«L'amministrazione precedente ha deciso che poteva scrivere le regole per la detenzione preventiva da sola, evitando il coinvolgimento del Congresso e cercando di marginalizzare i tribunali. La sinistra e la comunità dei diritti umani, al contrario, pretendono che la detenzione preventiva sia illegittima e che il governo non dovrebbe in alcun caso detenere qualcuno che non possa essere processato».Quella intrapresa da Obama sarebbe quindi una saggia via di mezzo. Ma una via di mezzo sulla sicurezza, secondo l'ex vicepresidente Cheney, non sarebbe possibile. Cheney nel suo discorso all'AEI ha innanzitutto difeso i metodi di interrogatorio autorizzati sotto Bush: erano «giusti, legittimi ed efficaci»; usati solo in casi estremi, su pochi terroristi, hanno sventato una serie di attacchi. Ha tenuto a distinguere tra i metodi di interrogatorio della CIA e ciò che è accaduto ad Abu Ghraib, dove «un pugno di carcerieri sadici ha abusato dei detenuti in volazione della legge americana, delle regole militari e del semplice senso della decenza».
Ma è «intellettualmente disonesto equiparare la vergogna di Abu Ghraib al lavoro legale, professionale, e del tutto onorevole, del personale della CIA addestrato a trattare con pochi uomini malvagi». Tra l'altro, «in numerose occasioni, autorevoli membri del Congresso, compresa l'attuale speaker della Camera, sono stati informati del programma e dei metodi». Alcuni «li hanno sostenuti in privato, ma si sono dileguati al primo segnale di controversia».

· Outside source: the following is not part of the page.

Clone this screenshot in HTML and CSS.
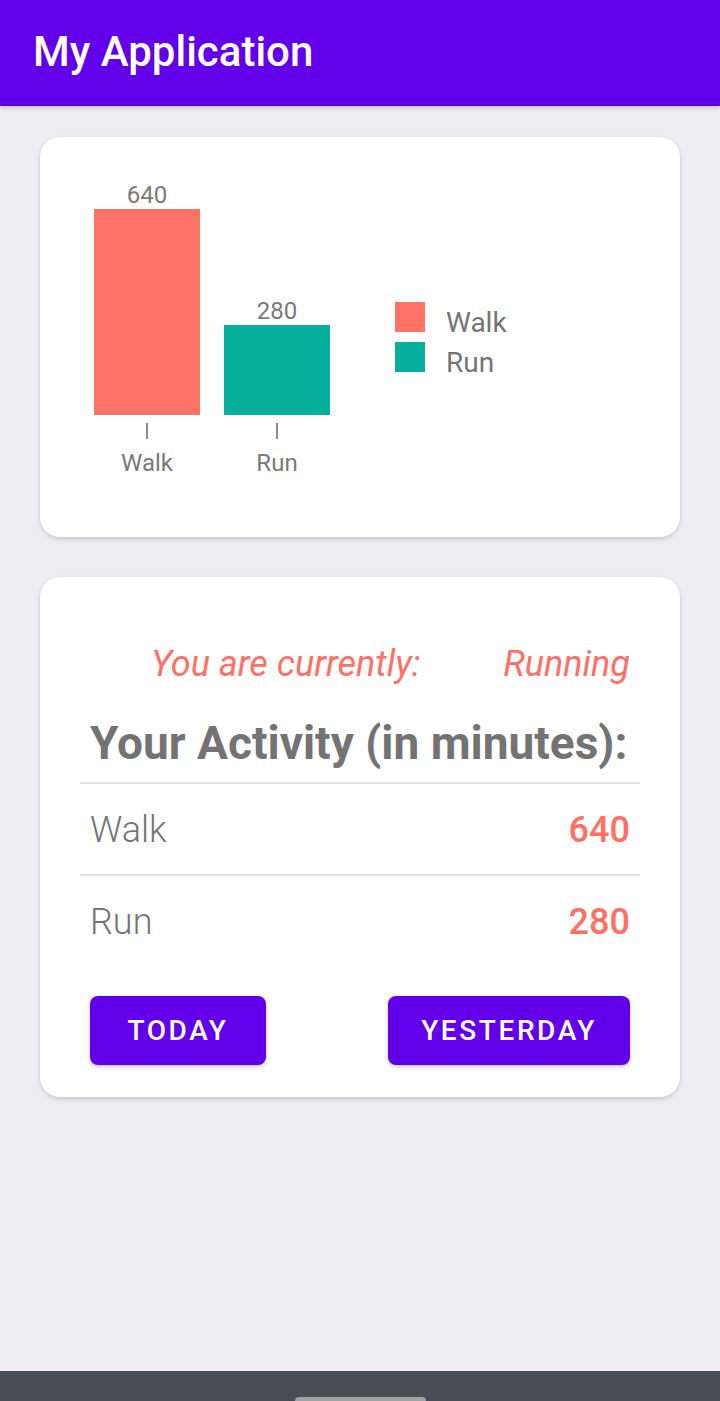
FILE: index.html
```html
<!DOCTYPE html>
<html lang="en">
<head>
<meta charset="utf-8">
<title>My Application</title>
<link rel="stylesheet" href="styles.css">
</head>
<body>
<div class="screen">
  <header class="appbar">
    <h1 class="appbar-title">My Application</h1>
  </header>
  <main class="content">
    <section class="card chart-card">
      <div class="chart">
        <div class="plot">
          <div class="col">
            <span class="value">640</span>
            <div class="bar bar-walk" style="height:206px"></div>
          </div>
          <div class="col">
            <span class="value">280</span>
            <div class="bar bar-run" style="height:90px"></div>
          </div>
        </div>
        <div class="axis">
          <div class="axis-item"><span class="tick"></span><span class="axis-label">Walk</span></div>
          <div class="axis-item"><span class="tick"></span><span class="axis-label">Run</span></div>
        </div>
      </div>
      <ul class="legend">
        <li class="legend-row"><span class="swatch swatch-walk"></span><span class="legend-text">Walk</span></li>
        <li class="legend-row"><span class="swatch swatch-run"></span><span class="legend-text">Run</span></li>
      </ul>
    </section>

    <section class="card activity-card">
      <div class="status">
        <span class="status-label">You are currently:</span>
        <span class="status-value">Running</span>
      </div>
      <h2 class="activity-title">Your Activity (in minutes):</h2>
      <div class="stat-row">
        <span class="stat-name">Walk</span>
        <span class="stat-value">640</span>
      </div>
      <div class="stat-row">
        <span class="stat-name">Run</span>
        <span class="stat-value">280</span>
      </div>
      <div class="actions">
        <button class="btn">TODAY</button>
        <button class="btn">YESTERDAY</button>
      </div>
    </section>
  </main>
  <footer class="navbar"><span class="handle"></span></footer>
</div>
</body>
</html>
```

FILE: styles.css
```css
* { box-sizing: border-box; }

html, body {
  margin: 0;
  padding: 0;
}

body {
  font-family: Roboto, "Noto Sans", "Liberation Sans", sans-serif;
  background: #eeedf2;
  color: #757575;
}

.screen {
  width: 720px;
  height: 1401px;
  display: flex;
  flex-direction: column;
  overflow: hidden;
}

.appbar {
  height: 106px;
  background: #6200ea;
  display: flex;
  align-items: center;
  padding-left: 33px;
  box-shadow: 0 2px 4px rgba(0, 0, 0, 0.18);
  position: relative;
  z-index: 1;
}

.appbar-title {
  margin: 0;
  color: #ffffff;
  font-size: 42px;
  font-weight: 500;
  line-height: 50px;
  padding-bottom: 2px;
}

.content {
  flex: 1;
  padding: 31px 40px 0;
  display: flex;
  flex-direction: column;
  gap: 40px;
}

.card {
  background: #ffffff;
  border-radius: 20px;
  box-shadow: 0 2px 4px rgba(0, 0, 0, 0.16), 0 0 2px rgba(0, 0, 0, 0.06);
}

/* ---------- chart card ---------- */
.chart-card {
  height: 400px;
  display: flex;
  align-items: flex-start;
  padding: 44px 0 0 54px;
}

.chart {
  display: flex;
  flex-direction: column;
}

.plot {
  height: 234px;
  display: flex;
  align-items: flex-end;
  gap: 24px;
}

.col {
  width: 106px;
  display: flex;
  flex-direction: column;
  align-items: center;
}

.value {
  font-size: 24px;
  line-height: 28px;
  color: #7a7a7a;
}

.bar {
  width: 106px;
}

.bar-walk { background: #ff7366; }
.bar-run { background: #06af9b; }

.axis {
  display: flex;
  gap: 24px;
}

.axis-item {
  width: 106px;
  display: flex;
  flex-direction: column;
  align-items: center;
}

.tick {
  width: 2px;
  height: 16px;
  margin-top: 8px;
  background: #8a8a8a;
}

.axis-label {
  margin-top: 10px;
  font-size: 24px;
  line-height: 28px;
  color: #7a7a7a;
}

.legend {
  list-style: none;
  margin: 121px 0 0 65px;
  padding: 0;
  display: flex;
  flex-direction: column;
  gap: 10px;
}

.legend-row {
  display: flex;
  height: 30px;
}

.swatch {
  width: 30px;
  height: 30px;
}

.swatch-walk { background: #ff7366; }
.swatch-run { background: #06af9b; }

.legend-text {
  margin: 11px 0 0 21px;
  font-size: 28px;
  line-height: 20px;
  color: #757575;
}

/* ---------- activity card ---------- */
.activity-card {
  padding: 66px 40px 32px;
  display: flex;
  flex-direction: column;
}

.status {
  display: flex;
  justify-content: space-between;
  padding: 0 10px 0 71px;
  font-size: 36px;
  line-height: 42px;
  font-style: italic;
  color: #ff7064;
}

.activity-title {
  margin: 31px 0 0;
  padding: 0 10px 12px;
  font-size: 46px;
  line-height: 54px;
  font-weight: 700;
  color: #737373;
  border-bottom: 2px solid #e0e0e0;
}

.stat-row {
  display: flex;
  justify-content: space-between;
  padding: 25px 10px 23px;
  font-size: 36px;
  line-height: 42px;
}

.stat-row + .stat-row {
  border-top: 2px solid #e0e0e0;
}

.stat-name {
  font-weight: 300;
  color: #757575;
}

.stat-value {
  font-weight: 500;
  color: #ff7064;
}

.actions {
  display: flex;
  justify-content: space-between;
  padding: 0 10px;
  margin-top: 30px;
}

.btn {
  height: 69px;
  min-width: 176px;
  padding: 0 33px;
  border: none;
  border-radius: 8px;
  background: #6200ea;
  color: #ffffff;
  font-family: Roboto, "Noto Sans", "Liberation Sans", sans-serif;
  font-size: 28px;
  font-weight: 500;
  letter-spacing: 2.6px;
  box-shadow: 0 2px 4px rgba(0, 0, 0, 0.22);
}

/* ---------- nav bar ---------- */
.navbar {
  height: 30px;
  background: #464d54;
  display: flex;
  justify-content: center;
  align-items: flex-end;
}

.handle {
  width: 131px;
  height: 4px;
  margin-left: 1px;
  background: #9da2a3;
  border-radius: 4px 4px 0 0;
}
```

Cheney inoltre ha criticato Obama per aver rivelato come venivano condotti gli interrogatori ai terroristi. Ora però, gli chiede, «usi il suo potere di desecretazione in modo che il popolo americano possa rendersi conto delle informazioni di intelligence che abbiamo ottenuto, delle cose che abbiamo imparato, e delle conseguenze per la sicurezza nazionale». «Nella mia lunga esperienza a Washington - si sfoga Cheney - poche questioni hanno sollevato un'indignazione e un moraleggiare così ipocrita come i metodi di interrogatorio praticati su pochi terroristi. Chi ha costantemente distorto la verità in questo modo - ha concluso Cheney - non è nella posizione di impartire lezioni sui valori».
Per Gerald Seib, Obama e Cheney hanno pronunciato in realtà quattro discorsi diversi. Uno l'ha pronunciato Cheney, «un feroce attacco a coloro che hanno criticato i metodi di interrogatorio e di detenzione dei terroristi autorizzati dall'amministrazione Bush. Ha messo in dubbio la loro integrità e la loro saggezza, incluso l'attuale presidente, che avrebbe revocato le politiche che hanno mantenuto al sicuro l'America per oltre sette anni dall'11 settembre». Obama ha pronunciato «tre discorsi intrecciati in uno». Il primo, per rispondere alle critiche da destra, secondo cui è diventato «morbido» nei confronti del terrorismo e la chiusura di Guantanamo porterà pericolosi estremisti sul suolo americano. Il secondo, per rispondere alle critiche da sinistra, secondo cui è rimasto troppo vicino alle politiche di Bush, come dimostrano la decisione di mantenere i tribunali militari per alcuni sospetti, il rifiuto a pubblicare le immagini sul trattamento dei detenuti, e il suo annuncio di voler continuare a detenere a tempo indefinito alcuni sospetti senza processarli.
Il terzo discorso era rivolto «agli americani nel mezzo», ai quali Obama ha assicurato che «sta cercando un sensato punto d'equilibrio che tenga fuori gioco i sospetti terroristi pur continuando ad onorare i valori americani». La «fondamentale differenza» tra i discorsi di Obama e Cheney, osserva Seib, riguarda «la possibilità stessa che esista una via di mezzo nella lotta contro gli islamisti radicali». Obama «ha descritto la ricerca di una strategia appropriata come un dibattito tra chi a sinistra non fa sconti riguardo le sfide uniche poste dal terrorismo e chi a destra sostiene che qualsiasi cosa va fatta per combatterlo». E secondo Obama «entrambe le parti sono in buona fede dal loro punto di vista, ma nessuna delle due ha ragione».
Per Cheney, Obama e i democratici «possono essere confortati dalle critiche che provengono da entrambe le estremità dello spettro politico. Se a sinistra sono scontenti di alcune decisioni, e i conservatori di altre, può sembrar loro di essere sulla via di un compromesso appropriato. Ma nella lotta contro il terrorismo, non c'è via di mezzo, e le mezze misure equivalgono a una mezza sicurezza. La triangolazione è una strategia politica, non una strategia di sicurezza nazionale».